Tableau 3. Principaux paramètres analytiques à surveiller chez les chats présentant une perte de poids inexpliquée mais des données de laboratoire normales.
Étape 5 : examens de laboratoire supplémentaires
Lorsque le recueil des données minimales ne fournit aucun indice utile, l’auteure investigue en priorité la fonction gastrointestinale et mesure les concentrations sériques de folates et de cobalamine. Une hypofolatémie signe un dysfonctionnement de l’absorption duodénale mais ce paramètre est un indicateur relativement peu sensible : une valeur normale n’exclut pas la présence d’un processus inflammatoire ou néoplasique dans ce segment de l’intestin 14. Doser la concentration sérique de cobalamine (B12) semble plus utile : des valeurs subnormales reflètent une maladie iléale, une dysbiose intestinale ou une insuffisance pancréatique exocrine. Selon l’expérience de l’auteure, une concentration < 400 ng/L (intervalle de référence : 290-1.500 ng/L) doit être considérée comme significative. Comme une carence en cobalamine peut faire diminuer l’appétit, il est important d’identifier et de prendre en charge rapidement une hypocobalaminémie 15.

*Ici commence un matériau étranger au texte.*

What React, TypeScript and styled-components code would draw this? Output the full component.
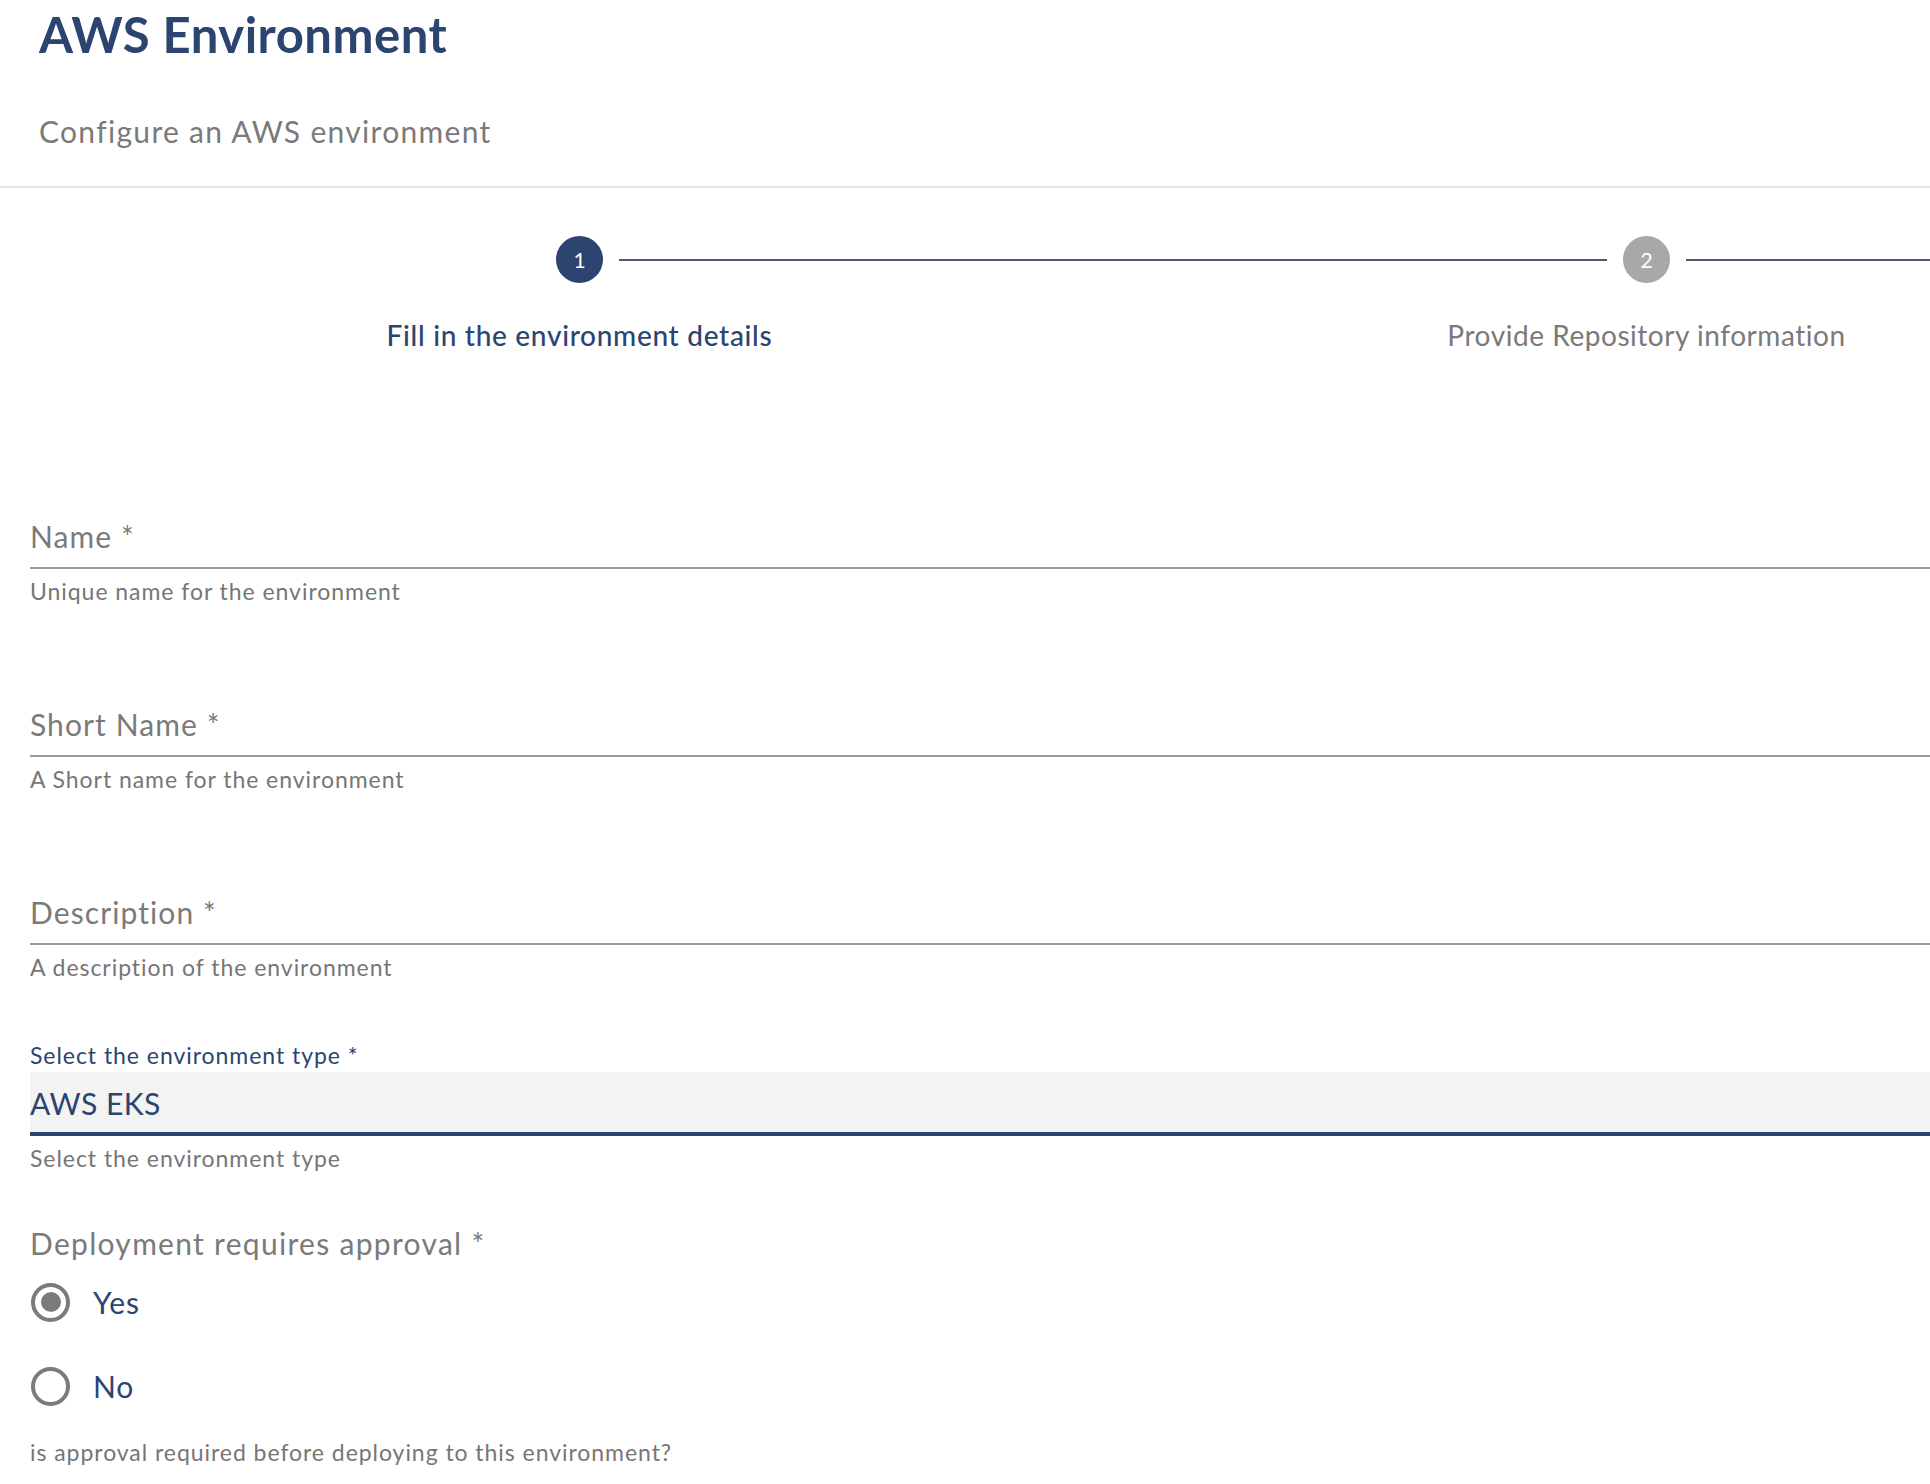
import React from 'react';
import styled, { createGlobalStyle } from 'styled-components';

const NAVY = '#2c4470';
const GREY_TEXT = '#7a7a7a';

const GlobalStyle = createGlobalStyle`
	html, body {
		margin: 0;
		padding: 0;
		background: #ffffff;
		overflow: hidden;
	}
	body {
		font-family: Lato, "Open Sans", sans-serif;
		font-variant-ligatures: none;
		font-feature-settings: "liga" 0, "clig" 0;
	}
`;

// the stepper keeps going past the right edge (review step is off screen)
const steps = [
	{ id: 1, label: 'Fill in the environment details' },
	{ id: 2, label: 'Provide Repository information' },
];

const fields = [
	{ label: 'Name', help: 'Unique name for the environment' },
	{ label: 'Short Name', help: 'A Short name for the environment' },
	{ label: 'Description', help: 'A description of the environment' },
];

function App() {
	const activeStep = 0;
	const [approval, setApproval] = React.useState('yes');

	return (
		<>
			<GlobalStyle />
			<Pagina>
				<Cabecalho>
					<Titulo>AWS Environment</Titulo>
					<Subtitulo>Configure an AWS environment</Subtitulo>
				</Cabecalho>

				<Stepper>
					{steps.map((s, ind) => (
						<Step key={s.id}>
							<IconRow>
								<Connector $hidden={ind === 0} $side="left" />
								<StepCircle $active={ind === activeStep}>{s.id}</StepCircle>
								<Connector $hidden={false} $side="right" />
							</IconRow>
							<StepLabel $active={ind === activeStep}>{s.label}</StepLabel>
						</Step>
					))}
				</Stepper>

				<Formulario>
					{fields.map((f) => (
						<Campo key={f.label}>
							<InputBox>
								<FieldLabel>{f.label} *</FieldLabel>
							</InputBox>
							<Helper>{f.help}</Helper>
						</Campo>
					))}

					<SelectCampo>
						<SelectLabel>Select the environment type *</SelectLabel>
						<SelectBox>
							<SelectValue>AWS EKS</SelectValue>
						</SelectBox>
						<Helper>Select the environment type</Helper>
					</SelectCampo>

					<RadioCampo>
						<RadioTitulo>Deployment requires approval *</RadioTitulo>
						<RadioRow onClick={() => setApproval('yes')}>
							<RadioCircle $checked={approval === 'yes'} />
							<RadioText>Yes</RadioText>
						</RadioRow>
						<RadioRow onClick={() => setApproval('no')}>
							<RadioCircle $checked={approval === 'no'} />
							<RadioText>No</RadioText>
						</RadioRow>
						<Helper $gap={11}>is approval required before deploying to this environment?</Helper>
					</RadioCampo>
				</Formulario>
			</Pagina>
		</>
	);
}

export default App;

const Pagina = styled.div`
	display: flex;
	flex-direction: column;
	width: 1930px;
	min-height: 1484px;
	overflow: hidden;
`;

const Cabecalho = styled.div`
	padding: 5px 39px 37px;
	border-bottom: 2px solid #e3e3e3;
`;

const Titulo = styled.h1`
	margin: 0;
	font-size: 49px;
	line-height: 59px;
	font-weight: 700;
	letter-spacing: 0.5px;
	color: ${NAVY};
`;

const Subtitulo = styled.div`
	margin-top: 49px;
	font-size: 30px;
	line-height: 36px;
	letter-spacing: 1.3px;
	color: ${GREY_TEXT};
`;

const Stepper = styled.div`
	display: flex;
	flex-direction: row;
	width: max-content;
	padding-left: 46px;
	margin-top: 48px;
`;

const Step = styled.div`
	display: flex;
	flex-direction: column;
	align-items: center;
	width: 1067px;
	flex-shrink: 0;
`;

const IconRow = styled.div`
	display: flex;
	flex-direction: row;
	align-items: center;
	width: 100%;
	height: 47px;
`;

const Connector = styled.div<{ $hidden: boolean; $side: 'left' | 'right' }>`
	flex: 1;
	height: 2px;
	background-color: ${(p) => (p.$hidden ? 'transparent' : '#4e5a72')};
	${(p) => (p.$side === 'left' ? 'margin-right: 16px;' : 'margin-left: 16px;')}
`;

const StepCircle = styled.div<{ $active: boolean }>`
	display: flex;
	align-items: center;
	justify-content: center;
	width: 47px;
	height: 47px;
	border-radius: 50%;
	background-color: ${(p) => (p.$active ? NAVY : '#a8a8a8')};
	color: #ffffff;
	font-size: 21px;
	line-height: 1;
	flex-shrink: 0;
`;

const StepLabel = styled.div<{ $active: boolean }>`
	margin-top: 35px;
	font-size: 28px;
	line-height: 34px;
	font-weight: ${(p) => (p.$active ? 500 : 400)};
	letter-spacing: ${(p) => (p.$active ? '0.7px' : '0.55px')};
	color: ${(p) => (p.$active ? NAVY : GREY_TEXT)};
	white-space: nowrap;
`;

const Formulario = styled.div`
	display: flex;
	flex-direction: column;
	padding-left: 30px;
	margin-top: 166px;
`;

const Campo = styled.div`
	margin-bottom: 102px;
`;

const InputBox = styled.div`
	height: 49px;
	border-bottom: 2px solid #9b9b9b;
`;

const FieldLabel = styled.label`
	display: block;
	font-size: 30px;
	line-height: 36px;
	letter-spacing: 1.1px;
	color: ${GREY_TEXT};
`;

const Helper = styled.div<{ $gap?: number }>`
	margin-top: ${(p) => p.$gap ?? 9}px;
	font-size: 23px;
	line-height: 26px;
	letter-spacing: 0.95px;
	color: #767676;
`;

const SelectCampo = styled.div`
	margin-top: -40px;
	display: flex;
	flex-direction: column;
`;

const SelectLabel = styled.label`
	font-size: 23px;
	line-height: 26px;
	letter-spacing: 0.95px;
	color: ${NAVY};
`;

const SelectBox = styled.div`
	margin-top: 4px;
	box-sizing: content-box;
	height: 47px;
	padding-top: 13px;
	background-color: #f3f3f3;
	border-bottom: 4px solid ${NAVY};
`;

const SelectValue = styled.div`
	font-size: 30px;
	line-height: 36px;
	letter-spacing: 0.5px;
	color: ${NAVY};
`;

const RadioCampo = styled.div`
	margin-top: 55px;
	display: flex;
	flex-direction: column;
`;

const RadioTitulo = styled.div`
	font-size: 30px;
	line-height: 34px;
	letter-spacing: 1.3px;
	color: ${GREY_TEXT};
`;

const RadioRow = styled.div`
	display: flex;
	flex-direction: row;
	align-items: center;
	height: 84px;
	cursor: pointer;
`;

const RadioCircle = styled.span<{ $checked: boolean }>`
	position: relative;
	box-sizing: border-box;
	width: 39px;
	height: 39px;
	margin-left: 1px;
	border: 4px solid #7b7b7b;
	border-radius: 50%;
	flex-shrink: 0;

	&::after {
		content: '';
		position: absolute;
		top: 50%;
		left: 50%;
		width: 20px;
		height: 20px;
		margin: -10px 0 0 -10px;
		border-radius: 50%;
		background-color: #7b7b7b;
		display: ${(p) => (p.$checked ? 'block' : 'none')};
	}
`;

const RadioText = styled.span`
	margin-left: 23px;
	font-size: 30px;
	line-height: 36px;
	letter-spacing: 0.8px;
	color: ${NAVY};
`;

L’hypothèse d’une pancréatite chronique est aussi utile à envisager car les chats atteints peuvent ne pas vomir, ni présenter de signes évidents d’inconfort abdominal ; en revanche, leur consommation alimentaire peut baisser de façon variable. Bien que le diagnostic de certitude implique de faire un examen histopathologique du pancréas, une présomption clinique peut généralement être faite lorsque des signes cliniques (parfois limités à l’hyporexie) sont associés à des résultats évocateurs après échographie abdominale ou mesure de l’immunoréactivité de la lipase pancréatique (PLI) spécifique du chat. Une augmentation de ce paramètre indique fortement une atteinte des cellules acineuses du pancréas ; cela ne suffit cependant pas forcément à expliquer la perte de poids du chat et la possibilité d’une maladie digestive concomitante ou d’autres troubles systémiques doivent être envisagés 16. De plus, une inflammation pancréatique peut évoluer de façon intermittente, si bien qu’un résultat inclus dans l’intervalle de référence n’exclut pas la possibilité d’épisodes inflammatoires cycliques ; dans ce contexte, il peut être utile de répéter les mesures de la PLI.
Pour mémoire, chez le chien, la protéine C-réactive est reconnue comme un nouveau biomarqueur des affections inflammatoires et des concentrations élevées ont été associées à de nombreux troubles 17. Cette protéine est produite pendant la phase aiguë et sa concentration augmente considérablement (souvent > 20 fois) chez le chien suite à une inflammation, une blessure ou un processus tumoral. Malheureusement, la protéine C-réactive ne semble pas être utile chez le chat et dans cette espèce, elle n’est pas considérée comme un indicateur fiable d’une maladie sous-jacente inflammatoire ou cancéreuse. Une étude a échoué à différencier les chats cliniquement normaux des chats venant d’être opérés en se basant sur la concentration sérique de cette protéine 18.